The category of “enemies of all Mankind” subsumed pirates and other felons who plied their trades on the high seas, beyond the territorial jurisdictions of Westphalian states. It was considered an obligation of every nation with seagoing capability to collaborate in expunging such felons, as they threatened the travel and commercial intercourse that made possible the advancement of civilization. In more recent years, “enemies of all Mankind” has enlarged to embrace slavers, terrorists, and those who kidnap for ransom of any kind.
I submit that if there is any obligation that lies upon every man that has ever lived or ever will, it would be to oppose the “enemies of all Mankind” by any and every means, a outrance -- and in that category I would unhesitatingly include those who strive to deny or efface reality. Dystopic’s peroration concludes thus:
It is, often times, difficult to resist the allure of just giving up the fight. It’s so much easier to throw in the towel, and jump when someone else tells you to. When damn near everyone accuses you of something, to just say “yes, I’m guilty.”
But you can’t. I can’t. And even if I could make such a choice for myself, I cannot make it for my family, for my country, for my civilization.
You are not Atlas, and you do not need to suffer his punishment. You are not Christ, and you will never be morally perfect, and can never carry the weight of another’s sins (you will have enough trouble with your own).

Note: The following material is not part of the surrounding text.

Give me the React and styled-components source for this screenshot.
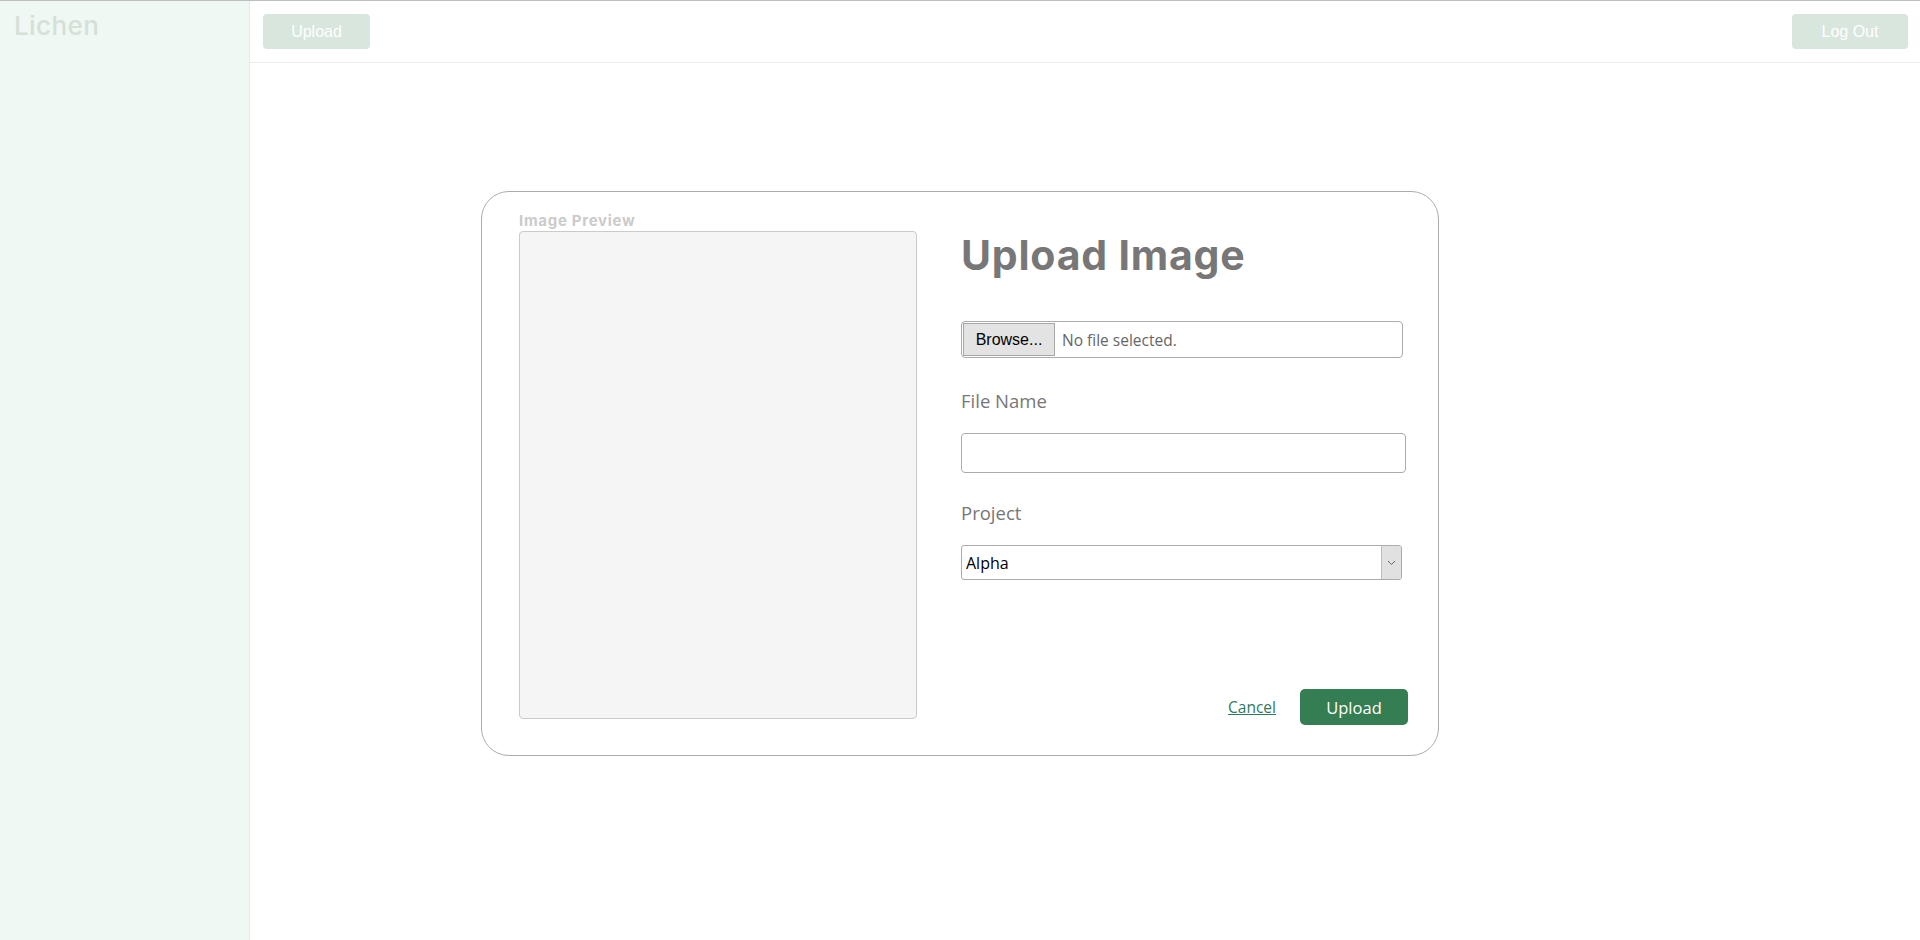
import React from "react";
import styled, { createGlobalStyle } from "styled-components";

const Global = createGlobalStyle`
  html, body { margin: 0; padding: 0; height: 100%; }
  body { background: #fff; font-family: "Open Sans", "Noto Sans", sans-serif; }
  * { box-sizing: border-box; }
`;

const Shell = styled.div`
  display: flex;
  height: 100vh;
  border-top: 1px solid #bdbdbd;
`;

const Sidebar = styled.aside`
  width: 250px;
  flex: none;
  background: #eff8f3;
  border-right: 1px solid #e3ebe6;
  padding: 8px 14px;
`;

const Logo = styled.div`
  font-family: Inter, sans-serif;
  font-weight: 500;
  font-size: 26px;
  line-height: 34px;
  color: #d5e0d9;
  letter-spacing: 0.4px;
`;

const Main = styled.main`
  flex: 1;
  display: flex;
  flex-direction: column;
`;

const Header = styled.header`
  height: 62px;
  display: flex;
  align-items: center;
  justify-content: space-between;
  padding: 0 12px 0 13px;
  border-bottom: 1px solid #ececec;
`;

const GhostButton = styled.button`
  height: 35px;
  width: ${(p) => p.$w}px;
  border: none;
  border-radius: 4px;
  background: #d8e6dd;
  color: #fff;
  font-family: "Liberation Sans", Arial, sans-serif;
  font-size: 16px;
  cursor: pointer;
`;

const Overlay = styled.div`
  position: fixed;
  inset: 0;
  display: flex;
  align-items: center;
  justify-content: center;
  pointer-events: none;
`;

const Modal = styled.section`
  pointer-events: auto;
  width: 958px;
  height: 565px;
  margin-top: 7px;
  background: #fff;
  border: 1px solid #ababab;
  border-radius: 28px;
  padding: 19px 30px 0 37px;
  display: flex;
  gap: 44px;
`;

const PreviewCol = styled.div`
  width: 398px;
  flex: none;
`;

const PreviewLabel = styled.div`
  font-family: Inter, sans-serif;
  font-weight: 700;
  font-size: 15px;
  line-height: 20px;
  letter-spacing: 0.7px;
  color: #cbcbcb;
`;

const PreviewBox = styled.div`
  height: 488px;
  background: #f5f5f5;
  border: 1px solid #cacaca;
  border-radius: 4px;
`;

const FormCol = styled.div`
  flex: 1;
  display: flex;
  flex-direction: column;
  padding-top: 19px;
`;

const Title = styled.h1`
  margin: 0;
  font-family: Inter, sans-serif;
  font-weight: 700;
  font-size: 41px;
  line-height: 50px;
  letter-spacing: 0.8px;
  color: #777;
`;

const FileBox = styled.div`
  margin-top: 41px;
  width: 442px;
  height: 37px;
  border: 1px solid #ababab;
  border-radius: 4px;
  display: flex;
  align-items: center;
  padding: 1px;
  gap: 7px;
`;

const BrowseButton = styled.button`
  width: 92px;
  height: 33px;
  border: 1px solid #a8a8a8;
  background: #e3e3e3;
  color: #000;
  font-family: "Liberation Sans", Arial, sans-serif;
  font-size: 16px;
  padding: 0;
`;

const FileStatus = styled.span`
  font-size: 15.5px;
  color: #666;
`;

const FieldLabel = styled.label`
  margin-top: ${(p) => p.$mt}px;
  font-size: 18.5px;
  line-height: 26px;
  color: #777;
`;

const TextInput = styled.input`
  margin-top: 19px;
  width: 445px;
  height: 40px;
  border: 1px solid #ababab;
  border-radius: 4px;
  padding: 0 8px;
  font-size: 16px;
  outline: none;
`;

const SelectWrap = styled.div`
  position: relative;
  margin-top: 19px;
  width: 441px;
  height: 35px;
`;

const Select = styled.select`
  appearance: none;
  width: 100%;
  height: 100%;
  border: 1px solid #ababab;
  border-radius: 3px;
  background: #fff;
  padding: 0 4px;
  font-family: "Open Sans", sans-serif;
  font-size: 16px;
  color: #000;
  outline: none;
`;

const Chevron = styled.span`
  position: absolute;
  top: 1px;
  right: 1px;
  bottom: 1px;
  width: 20px;
  background: #e1e1e1;
  border-left: 1px solid #bdbdbd;
  border-radius: 0 2px 2px 0;
  display: flex;
  align-items: center;
  justify-content: center;
  pointer-events: none;
`;

const Actions = styled.div`
  margin-top: 109px;
  display: flex;
  justify-content: flex-end;
  align-items: center;
  gap: 24px;
`;

const CancelLink = styled.a`
  font-size: 15.5px;
  color: #2f7a5c;
  text-decoration: underline;
  cursor: pointer;
`;

const PrimaryButton = styled.button`
  width: 108px;
  height: 36px;
  border: none;
  border-radius: 5px;
  background: #357d52;
  color: #fff;
  font-family: "Open Sans", sans-serif;
  font-size: 16.5px;
  cursor: pointer;
`;

export default function App() {
  return (
    <>
      <Global />
      <Shell>
        <Sidebar>
          <Logo>Lichen</Logo>
        </Sidebar>
        <Main>
          <Header>
            <GhostButton $w={107}>Upload</GhostButton>
            <GhostButton $w={116}>Log Out</GhostButton>
          </Header>
        </Main>
      </Shell>
      <Overlay>
        <Modal>
          <PreviewCol>
            <PreviewLabel>Image Preview</PreviewLabel>
            <PreviewBox />
          </PreviewCol>
          <FormCol>
            <Title>Upload Image</Title>
            <FileBox>
              <BrowseButton type="button">Browse...</BrowseButton>
              <FileStatus>No file selected.</FileStatus>
            </FileBox>
            <FieldLabel $mt={30}>File Name</FieldLabel>
            <TextInput type="text" />
            <FieldLabel $mt={27}>Project</FieldLabel>
            <SelectWrap>
              <Select defaultValue="Alpha">
                <option>Alpha</option>
                <option>Beta</option>
              </Select>
              <Chevron>
                <svg width="9" height="6" viewBox="0 0 9 6">
                  <path d="M1 1l3.5 3.5L8 1" fill="none" stroke="#666" strokeWidth="1" />
                </svg>
              </Chevron>
            </SelectWrap>
            <Actions>
              <CancelLink>Cancel</CancelLink>
              <PrimaryButton type="button">Upload</PrimaryButton>
            </Actions>
          </FormCol>
        </Modal>
      </Overlay>
    </>
  );
}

If the ultimate tyranny is tyranny over the mind, then the ultimate bastion of liberty is mental liberty: the insistence upon the real, “the freedom to say that two plus two make four.” He who maintains the facts as witnessed, confirmed, and recorded by reliable record-keepers is a defender of freedom; he who excuses himself from that effort, whatever his rationale, has joined forces with the tyrants.
And that is really all that need be said.